Citi Sets $82 Target For Dutch Bros

Andrew Dubbs
By Andrew Dubbs
5 Min Read
dutch bros citi price target

Citi raised its view on Dutch Bros, setting a $82 price target that suggests a 34% gain from recent levels. The call puts fresh attention on the Oregon-born drive-thru coffee chain as it expands across the United States. Investors are weighing rapid store growth, rising brand awareness, and competitive pressures in a crowded beverage market.

The move comes as Dutch Bros, which trades under the ticker BROS, continues to open new shops and push into new regions. The company has leaned on speed, flavored drinks, and a loyal fan base to drive traffic. Citi’s target signals confidence that sales and unit growth can support higher valuation.

What Citi Is Saying

Citi’s $82 price target implies that shares of Dutch Bros could rally 34% from here.

The firm’s price objective points to expected gains based on growth and store economics. While the bank did not share a full model in public remarks, the call suggests faith in continued expansion and steady demand. Investors often look for unit count growth, comparable sales trends, and margin progress when evaluating fast-growing restaurant brands.

Background: A Fast-Growing Drive-Thru Chain

Dutch Bros began as a small coffee stand in Oregon and has since expanded across the West and into new markets. The chain went public in 2021 and has focused on company-operated growth. Shops are known for quick service, customizable drinks, and a community-driven culture.
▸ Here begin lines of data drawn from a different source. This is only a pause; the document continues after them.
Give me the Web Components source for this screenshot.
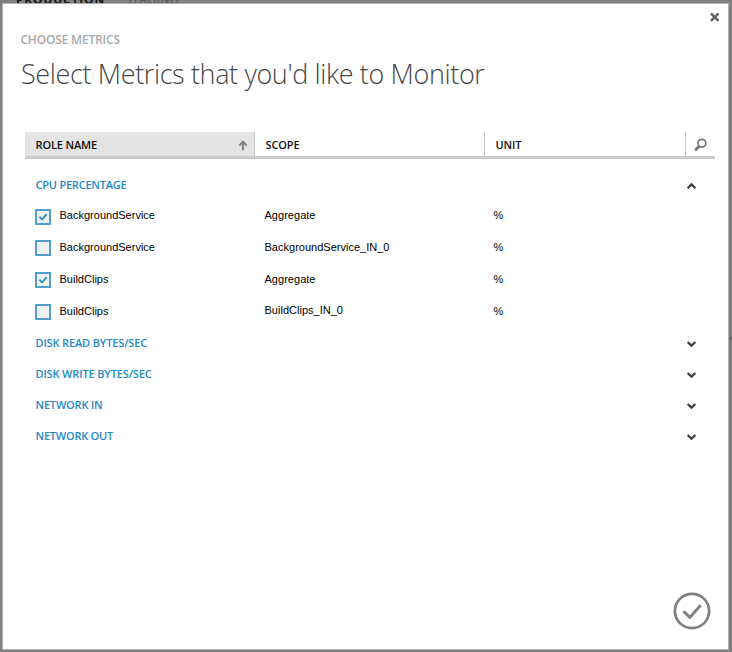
<!DOCTYPE html>
<html lang="en">
<head>
<meta charset="utf-8">
<title>Choose Metrics</title>
<style>
html,body{margin:0;width:732px;height:652px;overflow:hidden;background:#808080}
</style>
</head>
<body>
<metrics-page></metrics-page>
<script>
/* Text run whose tracking is adjusted so that it spans the given width. */
class FitText extends HTMLElement {
  connectedCallback() {
    if (this.shadowRoot) return;
    this.attachShadow({mode: 'open'}).innerHTML =
      '<style>:host{display:inline-block;white-space:nowrap}span{display:inline-block}</style><span><slot></slot></span>';
    const span = this.shadowRoot.querySelector('span');
    const n = this.textContent.length;
    const w = span.getBoundingClientRect().width;
    if (n && w) span.style.letterSpacing = ((+this.getAttribute('w') - w) / n).toFixed(3) + 'px';
  }
}
customElements.define('fit-text', FitText);

class CheckBox extends HTMLElement {
  connectedCallback() {
    this.attachShadow({mode: 'open'}).innerHTML = `
    <style>:host{display:block;box-sizing:border-box;width:16px;height:16px;border:2px solid #4f9fcf;background:#f2f2f2}
    svg{display:block}</style>
    ${this.hasAttribute('checked') ? '<svg width="12" height="12"><path d="M2.4 5.6L5 8.4L9.7 3.2" fill="none" stroke="#2f8dc6" stroke-width="1.8"/></svg>' : ''}`;
  }
}
customElements.define('check-box', CheckBox);

class MetricRow extends HTMLElement {
  connectedCallback() {
    const a = k => this.getAttribute(k);
    this.attachShadow({mode: 'open'}).innerHTML = `
    <style>
    :host{display:grid;grid-template-columns:24px 205px 229px 1fr;height:32px;padding-left:10px;box-sizing:border-box;
      font:11px/14px "Liberation Sans",Arial,sans-serif;color:#000}
    check-box{margin-top:${a('first') !== null ? 10 : 9}px}
    .t{padding:9px 0 0 .5px}
    .s{padding:${a('lift') ? 8 : 9}px 0 0 .5px}
    </style>
    <check-box ${this.hasAttribute('checked') ? 'checked' : ''}></check-box>
    <div class="t"><fit-text w="${a('nw')}">${a('name')}</fit-text></div>
    <div class="s"><fit-text w="${a('sw')}">${a('scope')}</fit-text></div>
    <div class="t">%</div>`;
  }
}
customElements.define('metric-row', MetricRow);

class MetricGroup extends HTMLElement {
  connectedCallback() {
    const open = this.hasAttribute('open');
    this.attachShadow({mode: 'open'}).innerHTML = `
    <style>
    :host{display:block}
    header{display:flex;justify-content:space-between;height:31px;padding:${open ? 1 : 0}px 18px 0 10.5px;box-sizing:border-box;
      font:600 11px/16px "Open Sans","Noto Sans",sans-serif;color:#2489c5}
    fit-text{padding-top:8px}
    svg{display:block;margin-top:13px}
    </style>
    <header><fit-text w="${this.getAttribute('w')}">${this.getAttribute('label')}</fit-text>
    <svg width="11" height="8"><path d="${open ? 'M1.6 6.2L5.5 2.4L9.4 6.2' : 'M1.6 2L5.5 5.6L9.4 2'}" fill="none" stroke="#3f3f3f" stroke-width="2.3"/></svg></header>
    <slot></slot>`;
  }
}
customElements.define('metric-group', MetricGroup);

class TableHead extends HTMLElement {
  connectedCallback() {
    this.attachShadow({mode: 'open'}).innerHTML = `
    <style>
    :host{display:grid;grid-template-columns:230px 230px 201px 29px;height:27px;box-sizing:border-box;border-bottom:3px solid #cbcbcb;
      font:600 11px/16px "Open Sans","Noto Sans",sans-serif;color:#111}
    div{box-sizing:border-box;border-right:1px solid #c9c9c9;padding:5px 6px 0 10.5px;display:flex;justify-content:space-between}
    .sorted{background:#e4e4e4}
    div:last-child{border:0;padding:6px 0 0 7px}
    svg{display:block}
    .up{margin-top:3px}
    </style>
    <div class="sorted"><fit-text w="61.5">ROLE NAME</fit-text>
      <svg class="up" width="10" height="11"><path d="M5 10.3V2M1.2 5.6L5 1.7L8.8 5.6" fill="none" stroke="#808080" stroke-width="2"/></svg></div>
    <div><fit-text w="34">SCOPE</fit-text></div>
    <div><fit-text w="26">UNIT</fit-text></div>
    <div><svg width="14" height="14"><circle cx="8.9" cy="5.2" r="3.9" fill="none" stroke="#70747a" stroke-width="1.7"/><path d="M6.2 8.2L2.1 12.2" stroke="#70747a" stroke-width="2.6"/></svg></div>`;
  }
}
customElements.define('table-head', TableHead);

class MetricsDialog extends HTMLElement {
  connectedCallback() {
    this.attachShadow({mode: 'open'}).innerHTML = `
    <style>
    :host{display:flex;flex-direction:column;box-sizing:border-box;width:727px;height:647px;background:#fff;border:1px solid #b0b0b0;
      padding:0 13px 0 22px;font-family:"Open Sans","Noto Sans",sans-serif}
    .close{align-self:flex-end;margin:8px -5px 0 0;display:block}
    .sub{margin:9px 0 0 -4.6px;font-size:12px;line-height:16px;font-weight:600;color:#a9a9a9;height:16px}
    h1{margin:8px 0 0 -4px;font-size:27px;line-height:36px;height:36px;font-weight:300;color:#484848}
    .table{margin-top:40px}
    metric-group:first-of-type{margin-top:9px}
    .ok{margin:auto 4.5px 19.5px auto;display:block}
    </style>
    <svg class="close" width="11" height="11"><path d="M1.9 1.4L9.5 8.8M9.5 1.4L1.9 8.8" stroke="#606060" stroke-width="2.4"/></svg>
    <div class="sub"><fit-text w="99.5">CHOOSE METRICS</fit-text></div>
    <h1><fit-text w="463.5">Select Metrics that you'd like to Monitor</fit-text></h1>
    <div class="table">
      <table-head></table-head>
      <metric-group open label="CPU PERCENTAGE" w="91">
        <metric-row first checked name="BackgroundService" nw="95.5" scope="Aggregate" sw="51"></metric-row>
        <metric-row name="BackgroundService" nw="95.5" scope="BackgroundService_IN_0" sw="125"></metric-row>
        <metric-row checked name="BuildClips" nw="49" scope="Aggregate" sw="51"></metric-row>
        <metric-row name="BuildClips" nw="49" scope="BuildClips_IN_0" sw="78.5" lift="1"></metric-row>
      </metric-group>
      <metric-group label="DISK READ BYTES/SEC" w="111.5"></metric-group>
      <metric-group label="DISK WRITE BYTES/SEC" w="116"></metric-group>
      <metric-group label="NETWORK IN" w="67"></metric-group>
      <metric-group label="NETWORK OUT" w="77.5"></metric-group>
    </div>
    <svg class="ok" width="38" height="38"><circle cx="19" cy="19" r="17.1" fill="none" stroke="#808080" stroke-width="2.7"/><path d="M10.6 19.4L16.9 25.4L27.6 13.3" fill="none" stroke="#808080" stroke-width="2.9"/></svg>`;
  }
}
customElements.define('metrics-dialog', MetricsDialog);

class MetricsPage extends HTMLElement {
  connectedCallback() {
    this.attachShadow({mode: 'open'}).innerHTML = `
    <style>
    :host{display:block;position:relative;box-sizing:border-box;width:732px;height:652px;overflow:hidden;
      background:#808080}
    .tabs{display:flex;gap:20px;padding-left:16px;height:3px;overflow:hidden;font:12px/16px "Open Sans","Noto Sans",sans-serif}
    .tabs fit-text{margin-top:-8px}
    .tabs fit-text:first-child{color:#151515;font-weight:700}
    .tabs fit-text:last-child{color:#555}
    metrics-dialog{margin-left:2px}
    .rule{position:absolute;right:0;top:337px;width:3px;height:3px;background:#666}
    </style>
    <nav class="tabs"><fit-text w="89">PRODUCTION</fit-text><fit-text w="54">STAGING</fit-text></nav>
    <metrics-dialog></metrics-dialog>
    <div class="rule"></div>`;
  }
}
customElements.define('metrics-page', MetricsPage);
</script>
</body>
</html>
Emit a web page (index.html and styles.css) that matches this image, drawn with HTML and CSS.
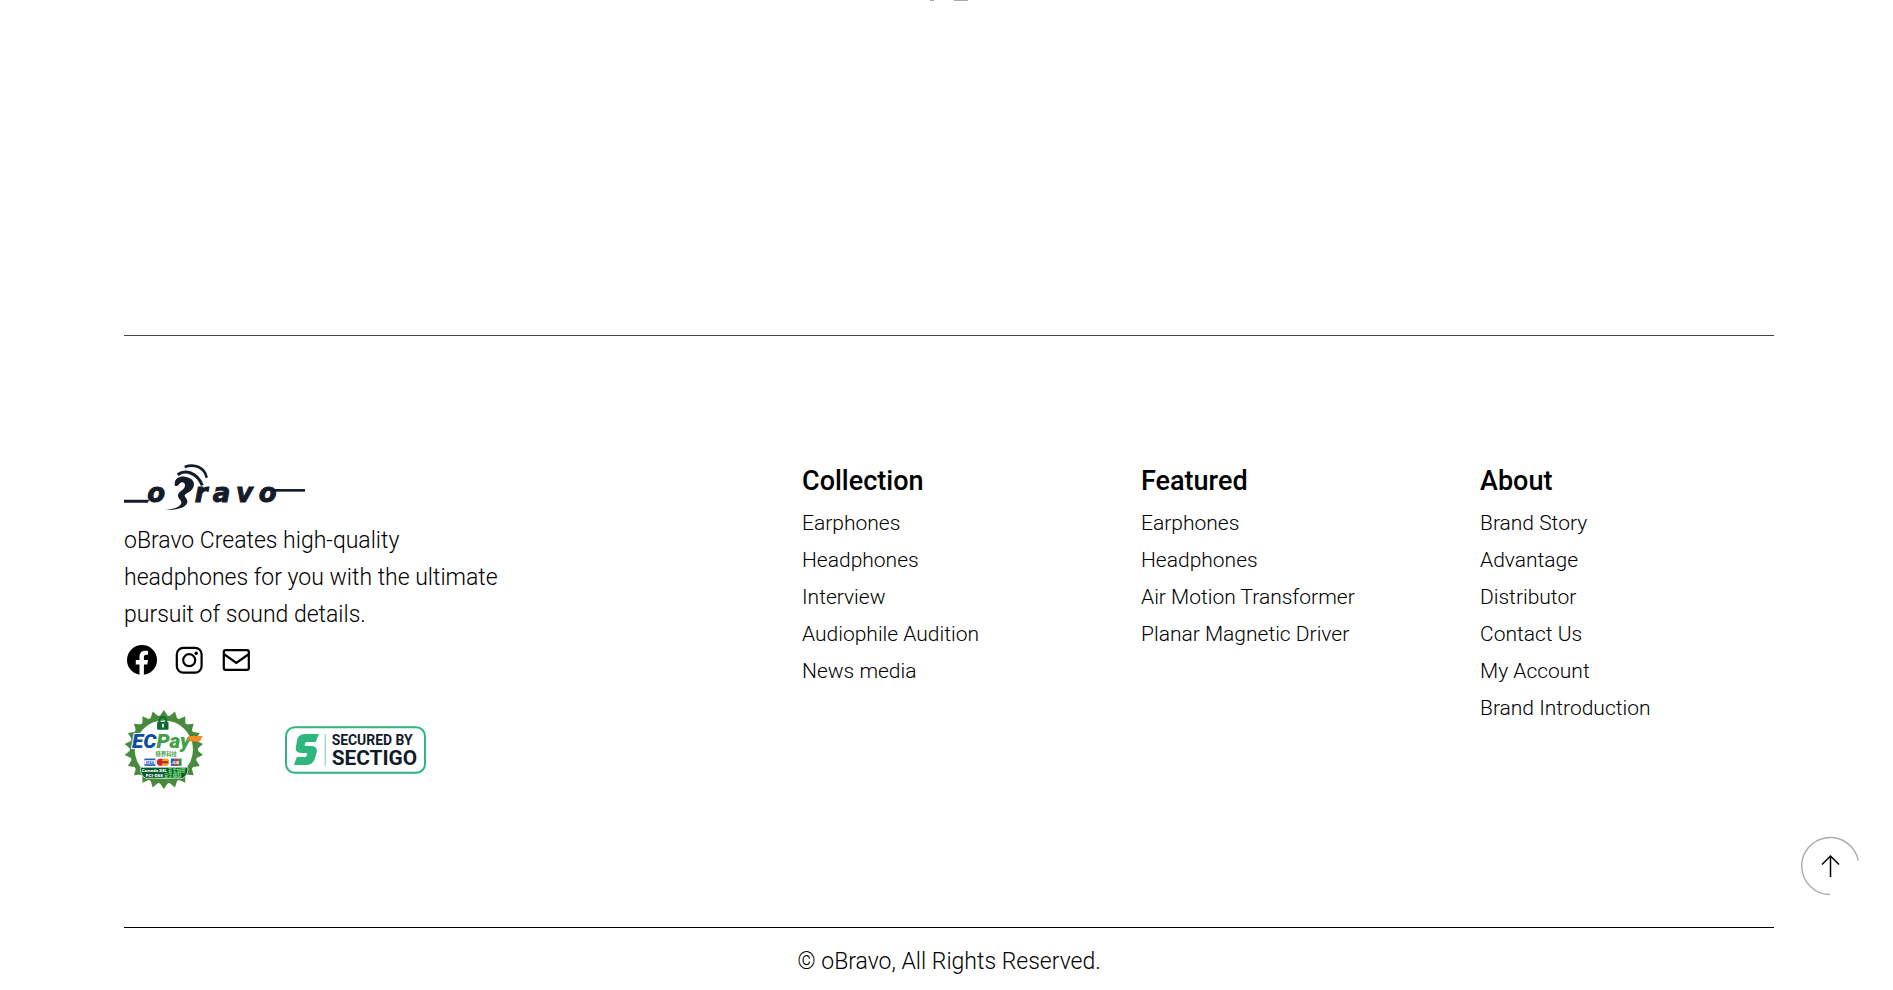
FILE: index.html
```html
<!DOCTYPE html>
<html lang="en">
<head>
<meta charset="utf-8">
<title>oBravo</title>
<link rel="stylesheet" href="styles.css">
</head>
<body>
<main class="content">
  <div class="edge" aria-hidden="true"><span class="edge-dot"></span><span class="edge-bar"></span></div>
</main>
<footer class="footer">
  <div class="columns">
    <section class="brand">
      <a class="logo" href="#">
        <svg viewBox="42 39 543 150" role="img" aria-label="oBravo">
          <g fill="#141b29">
            <path d="M42 149H118L113 158H42Z"/>
            <path d="M490 117H585V125H490Z"/>
            <path d="M195 108C190 88 207 78 224 80C248 83 259 99 247 117C241 126 228 129 224 136C223 143 236 148 231 160C225 175 198 181 165 179C194 177 213 169 214 158C215 151 204 147 204 136C205 125 220 121 224 111C228 101 219 94 212 98C206 101 208 108 195 108Z"/>
          </g>
          <g fill="none" stroke="#141b29">
            <path d="M203 74C225 58 260 66 277 106" stroke-width="9"/>
            <path d="M224 51C253 40 284 52 290 83" stroke-width="8"/>
          </g>
          <text class="logo-text" x="112 254 308 378 446" y="157">oravo</text>
        </svg>
      </a>
      <p class="tagline">oBravo Creates high-quality headphones for you with the ultimate pursuit of sound details.</p>
      <div class="social">
        <a href="#" aria-label="Facebook"><svg viewBox="0 0 36 36"><circle cx="18" cy="18" r="15"/><path fill="#fff" d="M15.5 33V22.5H11.8V18h3.7v-3.3c0-3.9 2.3-6 5.7-6 1.3 0 2.8.2 2.8.2v3.8h-1.7c-1.9 0-2.4 1.1-2.4 2.3v3h4.1l-.7 4.5h-3.4V33Z"/></svg></a>
        <a href="#" aria-label="Instagram"><svg viewBox="0 0 36 36"><g fill="none" stroke="#000" stroke-width="2.2"><rect x="5.8" y="5.8" width="24.8" height="24.8" rx="6.5"/><circle cx="18.200" cy="18.200" r="6"/></g><circle cx="25.200" cy="11.200" r="1.7"/></svg></a>
        <a href="#" aria-label="Email"><svg viewBox="0 0 36 36"><g fill="none" stroke="#000" stroke-width="2.2"><rect x="5.8" y="8.2" width="25" height="19.6" rx="1.8"/><path d="M6.500 12.5L18.300 21l12-8.500"/></g></svg></a>
      </div>
      <div class="badges">
        <svg class="ecpay" viewBox="30 24 248 248" role="img" aria-label="ECPay security seal">
          <defs><path id="tooth" d="M149 30L165 54H133Z"/></defs>
          <g fill="#498a3e">
            <circle cx="149" cy="148" r="102"/>
            <use href="#tooth"/><use href="#tooth" transform="rotate(16.36 149 148)"/><use href="#tooth" transform="rotate(32.73 149 148)"/><use href="#tooth" transform="rotate(49.09 149 148)"/><use href="#tooth" transform="rotate(65.45 149 148)"/><use href="#tooth" transform="rotate(81.82 149 148)"/><use href="#tooth" transform="rotate(98.18 149 148)"/><use href="#tooth" transform="rotate(114.55 149 148)"/><use href="#tooth" transform="rotate(130.91 149 148)"/><use href="#tooth" transform="rotate(147.27 149 148)"/><use href="#tooth" transform="rotate(163.64 149 148)"/><use href="#tooth" transform="rotate(180 149 148)"/><use href="#tooth" transform="rotate(196.36 149 148)"/><use href="#tooth" transform="rotate(212.73 149 148)"/><use href="#tooth" transform="rotate(229.09 149 148)"/><use href="#tooth" transform="rotate(245.45 149 148)"/><use href="#tooth" transform="rotate(261.82 149 148)"/><use href="#tooth" transform="rotate(278.18 149 148)"/><use href="#tooth" transform="rotate(294.55 149 148)"/><use href="#tooth" transform="rotate(310.91 149 148)"/><use href="#tooth" transform="rotate(327.27 149 148)"/><use href="#tooth" transform="rotate(343.64 149 148)"/>
          </g>
          <circle cx="149" cy="148" r="87" fill="#fff"/>
          <rect x="129" y="65" width="34" height="24" rx="3" fill="#0b6b32"/>
          <path d="M136 68V61a10 10 0 0 1 20 0v7" fill="none" stroke="#0b6b32" stroke-width="6"/>
          <path d="M144 71h5v11h-5z" fill="#fff"/>
          <text class="ecpay-name" x="54" y="145"><tspan fill="#0e4da0">EC</tspan><tspan fill="#43a047">Pay</tspan></text>
          <path d="M222 108h43l-8 16h-34z" fill="#f28c28"/>
          <text class="ecpay-cjk" x="124" y="166" fill="#43a047">綠界科技</text>
          <path d="M91 175h33v22H91z" fill="#2860b8"/><path d="M91 180h33v12H91z" fill="#fff"/>
          <text class="ecpay-card" x="94" y="191" fill="#2860b8">VISA</text>
          <circle cx="139" cy="186" r="11" fill="#e3262e"/><circle cx="154" cy="186" r="11" fill="#f6a01b"/><path d="M132 183h30v6h-30z" fill="#a52734"/>
          <path d="M170 175h12v22h-12z" fill="#1765b5"/><path d="M182 175h10v22h-10z" fill="#d32f3b"/><path d="M192 175h10v22h-10z" fill="#299443"/><text class="ecpay-card" x="172" y="191" fill="#fff">JCB</text>
          <path d="M80 201H220q5 18-14 33H94q-19-15-14-33Z" fill="#075c2d" stroke="#fff" stroke-width="2"/>
          <g class="ecpay-small" fill="#fff"><text x="83" y="215">Comodo SSL <tspan fill="#6bd16b">安全加密</tspan></text><text x="95" y="230">PCI-DSS <tspan fill="#6bd16b">安全機制</tspan></text></g>
        </svg>
        <svg class="sectigo" viewBox="0 0 142 48" role="img" aria-label="Secured by Sectigo">
          <rect x="1" y="1" width="140" height="46" rx="9" fill="#fff" stroke="#2db67d" stroke-width="2"/>
          <path d="M34 8L31 16H22Q20 16 20 18V20H26Q33 20 32 26L30 33Q28 39 21 39H9L12 31H20Q22 31 22 29V27H16Q10 27 11 21L12 15Q13 8 20 8Z" fill="#2db67d"/>
          <path d="M40.500 8V40" stroke="#72cca8" stroke-width="1"/>
          <g fill="#101c2c" class="sectigo-text"><text x="47" y="19" font-size="14">SECURED BY</text><text x="47" y="39" font-size="21">SECTIGO</text></g>
        </svg>
      </div>
    </section>
    <nav class="links" aria-labelledby="h-collection">
      <h2 id="h-collection">Collection</h2>
      <ul><li><a href="#">Earphones</a></li><li><a href="#">Headphones</a></li><li><a href="#">Interview</a></li><li><a href="#">Audiophile Audition</a></li><li><a href="#">News media</a></li></ul>
    </nav>
    <nav class="links" aria-labelledby="h-featured">
      <h2 id="h-featured">Featured</h2>
      <ul><li><a href="#">Earphones</a></li><li><a href="#">Headphones</a></li><li><a href="#">Air Motion Transformer</a></li><li><a href="#">Planar Magnetic Driver</a></li></ul>
    </nav>
    <nav class="links" aria-labelledby="h-about">
      <h2 id="h-about">About</h2>
      <ul><li><a href="#">Brand Story</a></li><li><a href="#">Advantage</a></li><li><a href="#">Distributor</a></li><li><a href="#">Contact Us</a></li><li><a href="#">My Account</a></li><li><a href="#">Brand Introduction</a></li></ul>
    </nav>
  </div>
  <p class="copyright">© oBravo, All Rights Reserved.</p>
</footer>
<button class="to-top" type="button" aria-label="Back to top">
  <svg viewBox="0 0 60 60" fill="none"><path d="M30 58.500A28.500 28.500 0 1 1 58.200 24.500" stroke="#aaa" stroke-width="1.400"/><path d="M30.500 41V20M22 28.500L30.500 20L39 28.500" stroke="#000" stroke-width="1.500"/></svg>
</button>
</body>
</html>
```
FILE: styles.css
```css
* { box-sizing: border-box; }
body {
  margin: 0;
  background: #fff;
  color: #000;
  font-family: Roboto, "Noto Sans CJK TC", sans-serif;
  font-weight: 300;
}
a { color: inherit; text-decoration: none; }
svg { display: block; }
h2, p, ul { margin: 0; padding: 0; }
ul { list-style: none; }
.content { height: 335px; }
.edge { display: flex; justify-content: center; gap: 20px; padding-left: 4px; }
.edge span { height: 1px; background: #aaa; }
.edge-dot { width: 4px; }
.edge-bar { width: 14px; }
.footer { padding: 0 119px 0 124px; }
.columns {
  display: grid;
  grid-template-columns: repeat(5, 1fr);
  column-gap: 45px;
  min-height: 593px;
  padding-top: 127px;
  border-top: 1px solid #444;
  border-bottom: 1px solid #000;
}
.brand { grid-column: span 2; }
.logo svg { width: 181px; height: 50px; }
.logo-text {
  font: italic bold 78px "DejaVu Sans", sans-serif;
  fill: #141b29;
  stroke: #141b29;
  stroke-width: 3px;
}
.tagline { max-width: 385px; padding-top: 9px; font-size: 23px; line-height: 37px; }
.social { display: flex; gap: 11px; padding-top: 9px; }
.social svg { width: 36px; height: 36px; }
.badges { display: flex; align-items: center; gap: 78px; padding-top: 30px; }
.ecpay { width: 83px; height: 83px; }
.ecpay-name {
  font: italic 900 62px Roboto, sans-serif;
  stroke: #fff;
  stroke-width: 6px;
  paint-order: stroke;
}
.ecpay-cjk { font: 700 16px "Noto Sans CJK TC", sans-serif; }
.ecpay-card { font: italic 900 12px Roboto, sans-serif; }
.ecpay-small { font: 900 13px Roboto, "Noto Sans CJK TC", sans-serif; }
.sectigo { width: 141px; height: 48px; }
.sectigo-text { font-family: Roboto, sans-serif; font-weight: 700; }
.links h2 { font-size: 27px; font-weight: 500; line-height: 37px; }
.links ul { padding-top: 5px; }
.links li { font-size: 21px; line-height: 37px; }
.copyright { padding-top: 15px; font-size: 23px; line-height: 37px; text-align: center; }
.to-top {
  position: fixed;
  right: 33px;
  bottom: 94px;
  width: 60px;
  height: 60px;
  padding: 0;
  border: 0;
  background: none;
}
```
The company has guided to a large long-term store opportunity in the U.S., citing broad demand for cold and flavored beverages. It has emphasized new shop performance and speed of service as key drivers. Expansion into the South and Midwest has been a recent focus, with new openings planned in high-traffic corridors.

Why the Stock Is in Focus

Investors watch Dutch Bros for its strong unit pipeline and customer engagement. The chain’s menu, which spans espresso-based drinks and energy beverages, helps drive frequent visits. Revenue growth has leaned on new shops, while same-store sales trends have been a swing factor for sentiment.

Margins are another focal point. Labor, dairy, and syrup costs can pressure profitability. As input costs stabilize, operators across the industry have seen better flow-through. Dutch Bros has worked on training, staffing, and throughput to keep waits short and improve unit economics.

The Bull and Bear Cases

  • Bulls see room for hundreds of new shops, a rising national profile, and strong digital engagement.
  • Bears point to fierce competition, execution risk in new markets, and possible traffic pressure if consumer spending slows.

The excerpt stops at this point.